Given all that backstage drama, I’m genuinely grateful that some critics are adopting “Margaret” as a cause célèbre; see Keith Uhlich’s Time Out New York review for one fine example. People should love this movie — it’s like the ugly but brilliant orphan abandoned behind the staircase in some sub-Dickensian 19th-century novel. Unfortunately, those people will not include me, or not entirely. Rarely has a film with such a great cast and so many moments of terrific writing and such high dramatic goals (and overdone but beautiful cinematography, from Ryszard Lenczewski) been so messy and disorganized and fundamentally bad. And by “rarely” I believe I mean “never. ” Watching “Margaret” is rather like going to a friend’s house for dinner to discover that they’ve apparently had a breakdown, and bought all sorts of delicious ingredients with no recipe in mind: Ice cream followed by lentil soup followed by sashimi followed by uncooked root vegetables, with half-kneaded bread dough dumped in your lap and Pinot Noir poured over your head.

This movie’s central problem can be stated simply: Paquin’s character, Lisa Cohen, is not only one of the most irritating people in the history of cinema, she belongs to a constitutionally irritating class of person — the overprivileged New York private-school teenager — about whom no more movies need to be made, by anyone, ever. (I live in New York and don’t want to know anything about those people. Perhaps, though, they are more tolerable viewed from afar.) Then there’s the fact that the dreadful bus accident — which Lisa inadvertently helps cause by flirting with the driver (Ruffalo) — happens almost as soon as you’re in your seat, and is lingered over in gruesome, even devastating detail.
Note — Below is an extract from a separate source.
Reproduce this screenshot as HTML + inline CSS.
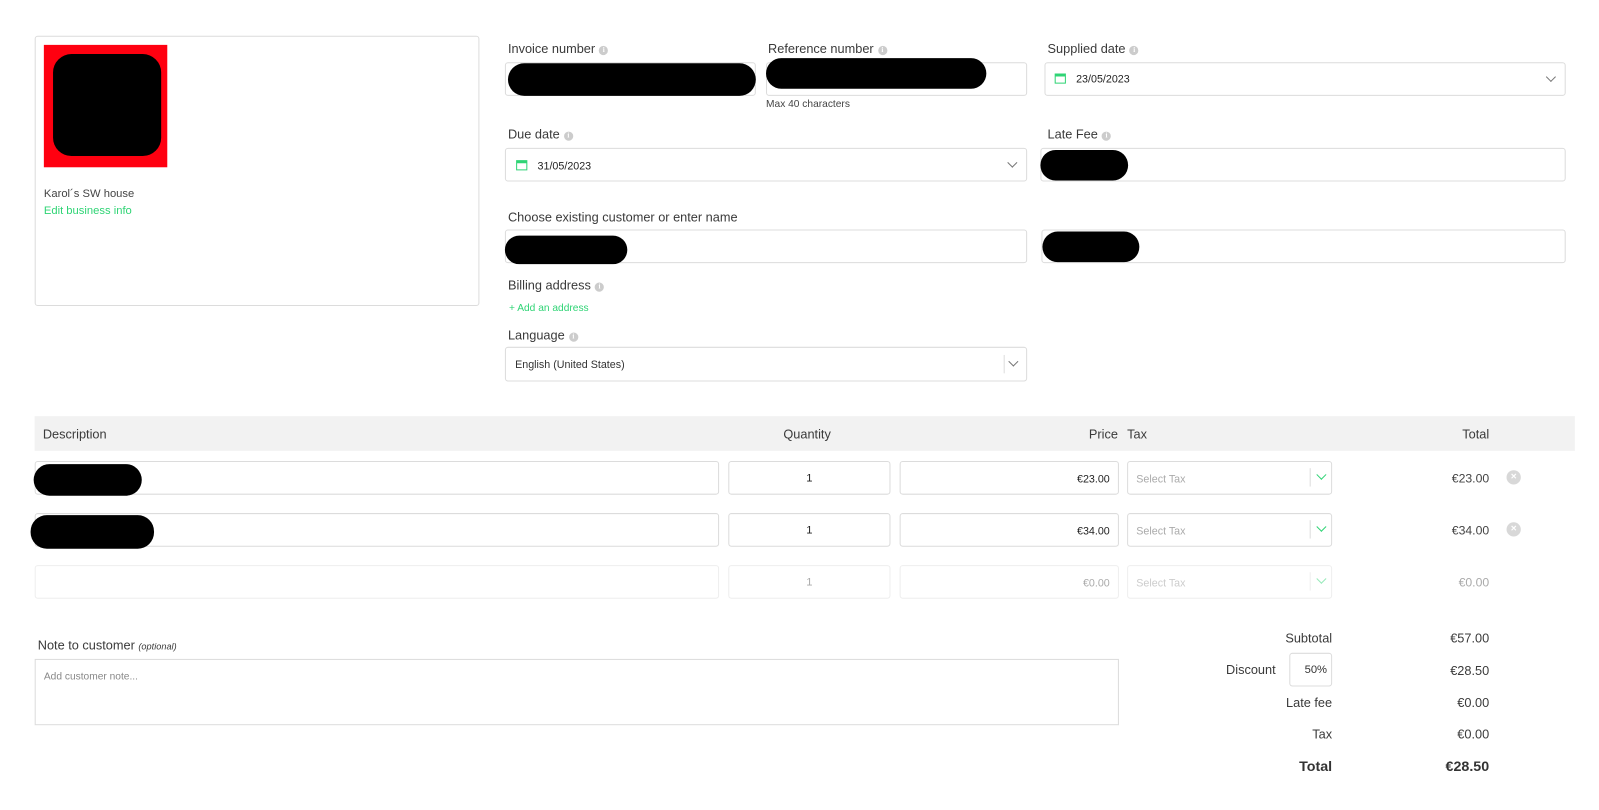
<!DOCTYPE html>
<html><head><meta charset="utf-8"><style>
html,body{margin:0;padding:0;background:#fff;overflow:hidden;width:1599px;height:810px}
#w{position:absolute;left:0;top:0;width:1568px;height:794px;transform:scale(1.02);transform-origin:0 0;font-family:"Liberation Sans",sans-serif;color:#444}
.a{position:absolute}
.box{position:absolute;border:1px solid #dcdcdc;border-radius:3px;background:#fff;box-sizing:border-box}
.lbl{position:absolute;font-size:12.5px;color:#3a3a3a;white-space:nowrap;margin-top:1px}
.i{display:inline-block;width:9px;height:9px;border-radius:50%;background:#ccc;color:#fff;font-size:7px;line-height:9px;text-align:center;font-weight:bold;vertical-align:1px;margin-left:4px;font-family:"Liberation Serif",serif}
.blk{position:absolute;background:#000;border-radius:16px}
.t{position:absolute;font-size:11px;white-space:nowrap;margin-top:1px}
.g{color:#2fd475}
.cal{position:absolute;width:11px;height:10px;border:1.5px solid #2fd475;border-top-width:3px;box-sizing:border-box}
.chev{position:absolute;width:6px;height:6px;border-right:1.3px solid #777;border-bottom:1.3px solid #777;transform:rotate(45deg)}
.gch{border-color:#2fd475}
.r{text-align:right}
.x{position:absolute;width:14px;height:14px;border-radius:50%;background:#d8d8d8;color:#fff;font-size:10px;line-height:14px;text-align:center;font-weight:bold}
.s{font-size:10.5px;margin-top:2px}
</style></head><body><div id="w">
<div class="box" style="left:34px;top:35px;width:436px;height:265px"></div>
<div class="a" style="left:43px;top:44px;width:121px;height:120px;background:#ff0010"></div>
<div class="blk" style="left:52px;top:53px;width:106px;height:100px;border-radius:18px"></div>
<div class="t" style="left:43px;top:183px;color:#444">Karol´s SW house</div>
<div class="t g" style="left:43px;top:200px">Edit business info</div>

<div class="lbl" style="left:498px;top:40px">Invoice number<span class="i">i</span></div>
<div class="box" style="left:495px;top:61px;width:246px;height:33px"></div>
<div class="blk" style="left:498px;top:62px;width:243px;height:32px"></div>
<div class="lbl" style="left:753px;top:40px">Reference number<span class="i">i</span></div>
<div class="box" style="left:751px;top:61px;width:256px;height:33px"></div>
<div class="blk" style="left:751px;top:57px;width:216px;height:30px"></div>
<div class="t" style="left:751px;top:96px;font-size:10px">Max 40 characters</div>
<div class="lbl" style="left:1027px;top:40px">Supplied date<span class="i">i</span></div>
<div class="box" style="left:1024px;top:61px;width:511px;height:33px"></div>
<div class="cal" style="left:1034px;top:72px"></div>
<div class="t s" style="left:1055px;top:70px;color:#222">23/05/2023</div>
<div class="chev" style="left:1517px;top:72px"></div>

<div class="lbl" style="left:498px;top:124px">Due date<span class="i">i</span></div>
<div class="box" style="left:495px;top:145px;width:512px;height:33px"></div>
<div class="cal" style="left:506px;top:157px"></div>
<div class="t s" style="left:527px;top:155px;color:#222">31/05/2023</div>
<div class="chev" style="left:989px;top:156px"></div>
<div class="lbl" style="left:1027px;top:124px">Late Fee<span class="i">i</span></div>
<div class="box" style="left:1020px;top:145px;width:515px;height:33px"></div>
<div class="blk" style="left:1020px;top:147px;width:86px;height:30px"></div>

<div class="lbl" style="left:498px;top:205px">Choose existing customer or enter name</div>
<div class="box" style="left:495px;top:225px;width:512px;height:33px"></div>
<div class="blk" style="left:495px;top:231px;width:120px;height:28px"></div>
<div class="box" style="left:1021px;top:225px;width:514px;height:33px"></div>
<div class="blk" style="left:1022px;top:227px;width:95px;height:30px"></div>
<div class="lbl" style="left:498px;top:272px">Billing address<span class="i">i</span></div>
<div class="t g" style="left:499px;top:296px;font-size:10px">+ Add an address</div>
<div class="lbl" style="left:498px;top:321px">Language<span class="i">i</span></div>
<div class="box" style="left:495px;top:340px;width:512px;height:34px"></div>
<div class="t s" style="left:505px;top:350px;color:#333">English (United States)</div>
<div class="a" style="left:984px;top:348px;width:1px;height:18px;background:#ddd"></div>
<div class="chev" style="left:990px;top:351px"></div>

<div class="a" style="left:34px;top:408px;width:1510px;height:34px;background:#f2f2f2"></div>
<div class="lbl" style="left:42px;top:418px">Description</div>
<div class="lbl" style="left:768px;top:418px">Quantity</div>
<div class="lbl r" style="left:1000px;top:418px;width:96px">Price</div>
<div class="lbl" style="left:1105px;top:418px">Tax</div>
<div class="lbl r" style="left:1360px;top:418px;width:100px">Total</div>

<div class="box" style="left:34px;top:452px;width:671px;height:33px"></div>
<div class="blk" style="left:33px;top:455px;width:106px;height:31px"></div>
<div class="box" style="left:714px;top:452px;width:159px;height:33px"></div>
<div class="t" style="left:714px;top:462px;width:159px;text-align:center;color:#222">1</div>
<div class="box" style="left:882px;top:452px;width:215px;height:33px"></div>
<div class="t r s" style="left:882px;top:462px;width:206px;color:#222">€23.00</div>
<div class="box" style="left:1105px;top:452px;width:201px;height:33px"></div>
<div class="t s" style="left:1114px;top:462px;color:#aaa">Select Tax</div>
<div class="a" style="left:1284px;top:459px;width:1px;height:18px;background:#ddd"></div>
<div class="chev gch" style="left:1292px;top:462px"></div>
<div class="t r" style="left:1360px;top:461px;width:100px;font-size:12px">€23.00</div>
<div class="x" style="left:1477px;top:461px">×</div>

<div class="box" style="left:34px;top:503px;width:671px;height:33px"></div>
<div class="blk" style="left:30px;top:505px;width:121px;height:33px"></div>
<div class="box" style="left:714px;top:503px;width:159px;height:33px"></div>
<div class="t" style="left:714px;top:513px;width:159px;text-align:center;color:#222">1</div>
<div class="box" style="left:882px;top:503px;width:215px;height:33px"></div>
<div class="t r s" style="left:882px;top:513px;width:206px;color:#222">€34.00</div>
<div class="box" style="left:1105px;top:503px;width:201px;height:33px"></div>
<div class="t s" style="left:1114px;top:513px;color:#aaa">Select Tax</div>
<div class="a" style="left:1284px;top:510px;width:1px;height:18px;background:#ddd"></div>
<div class="chev gch" style="left:1292px;top:513px"></div>
<div class="t r" style="left:1360px;top:512px;width:100px;font-size:12px">€34.00</div>
<div class="x" style="left:1477px;top:512px">×</div>

<div class="box" style="left:34px;top:554px;width:671px;height:33px;border-color:#eee"></div>
<div class="box" style="left:714px;top:554px;width:159px;height:33px;border-color:#eee"></div>
<div class="t" style="left:714px;top:564px;width:159px;text-align:center;color:#aaa">1</div>
<div class="box" style="left:882px;top:554px;width:215px;height:33px;border-color:#eee"></div>
<div class="t r s" style="left:882px;top:564px;width:206px;color:#aaa">€0.00</div>
<div class="box" style="left:1105px;top:554px;width:201px;height:33px;border-color:#eee"></div>
<div class="t s" style="left:1114px;top:564px;color:#ccc">Select Tax</div>
<div class="a" style="left:1284px;top:561px;width:1px;height:18px;background:#eee"></div>
<div class="chev gch" style="left:1292px;top:564px;opacity:.5"></div>
<div class="t r" style="left:1360px;top:563px;width:100px;font-size:12px;color:#aaa">€0.00</div>

<div class="lbl" style="left:37px;top:625px">Note to customer <i style="font-size:9px">(optional)</i></div>
<div class="box" style="left:34px;top:646px;width:1063px;height:65px;border-radius:0"></div>
<div class="t" style="left:43px;top:657px;color:#888;font-size:10px">Add customer note...</div>

<div class="lbl r" style="left:1200px;top:618px;width:106px">Subtotal</div>
<div class="lbl r" style="left:1360px;top:618px;width:100px">€57.00</div>
<div class="lbl" style="left:1202px;top:649px">Discount</div>
<div class="box" style="left:1264px;top:640px;width:42px;height:33px"></div>
<div class="t" style="left:1279px;top:650px;color:#333">50%</div>
<div class="lbl r" style="left:1360px;top:650px;width:100px">€28.50</div>
<div class="lbl r" style="left:1200px;top:681px;width:106px">Late fee</div>
<div class="lbl r" style="left:1360px;top:681px;width:100px">€0.00</div>
<div class="lbl r" style="left:1200px;top:712px;width:106px">Tax</div>
<div class="lbl r" style="left:1360px;top:712px;width:100px">€0.00</div>
<div class="lbl r" style="left:1200px;top:742px;width:106px;font-size:14px;font-weight:bold;color:#333">Total</div>
<div class="lbl r" style="left:1360px;top:742px;width:100px;font-size:14px;font-weight:bold;color:#333">€28.50</div>
</div></body></html>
Lisa kneels on the street, cradling a mutilated and dying woman (Allison Janney) in her arms, and then lies about what happened and goes home covered with blood.
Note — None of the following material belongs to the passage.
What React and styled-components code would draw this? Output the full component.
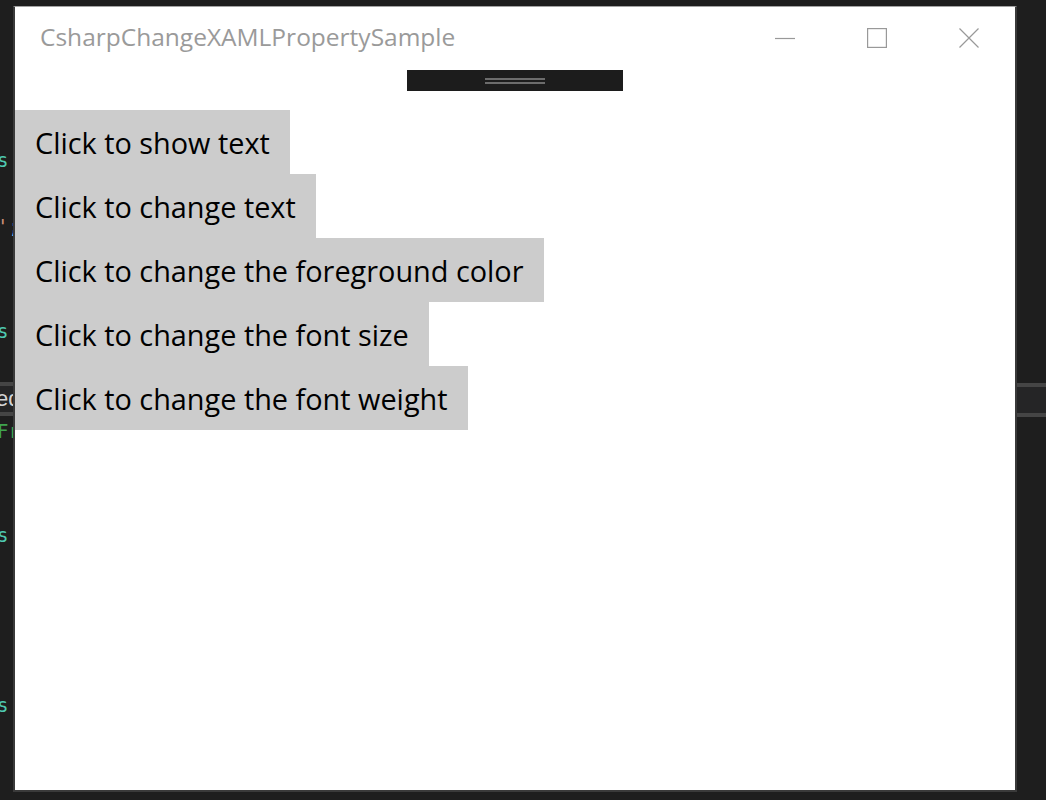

It’s not like I don’t see where Lonergan is trying to go with this episode of horror and death and guilt and shame, or the way he’s trying to connect, on a symbolic or psychological level, with recent American experience. But the film lurches from one episode to the next in haphazard, drunken fashion: Lisa’s crusade to punish Ruffalo’s character for something that was largely her fault in the first place is bracketed by her troubled relationship with her mom (Smith-Cameron, as the only halfway sympathetic character in the whole damn thing), her deflowering by a stoner classmate (Culkin), her seduction of a math teacher (Damon, looking “Bourne Identity”-slender) and innumerable other baffling characters and episodes that are meant to build to something prodigious and inexpressible but cannot quite get there. That said, if I told you that I wasn’t intermittently dazzled and moved I’d be lying, and the final scene between Paquin and Smith-Cameron left me in tears. Listen: If you have a chance to see “Margaret” on the big screen where you live, don’t pass it up. It’s likely to go down in movie history as a great woulda-shoulda, a film that at some point people will defend furiously, and if you’re more tolerant of its glaring, glass-in-the-eyeballs flaws than I am, you’re probably a better person.

“Margaret” opens Sept. 30 in New York and Los Angeles, with more cities to follow (or not).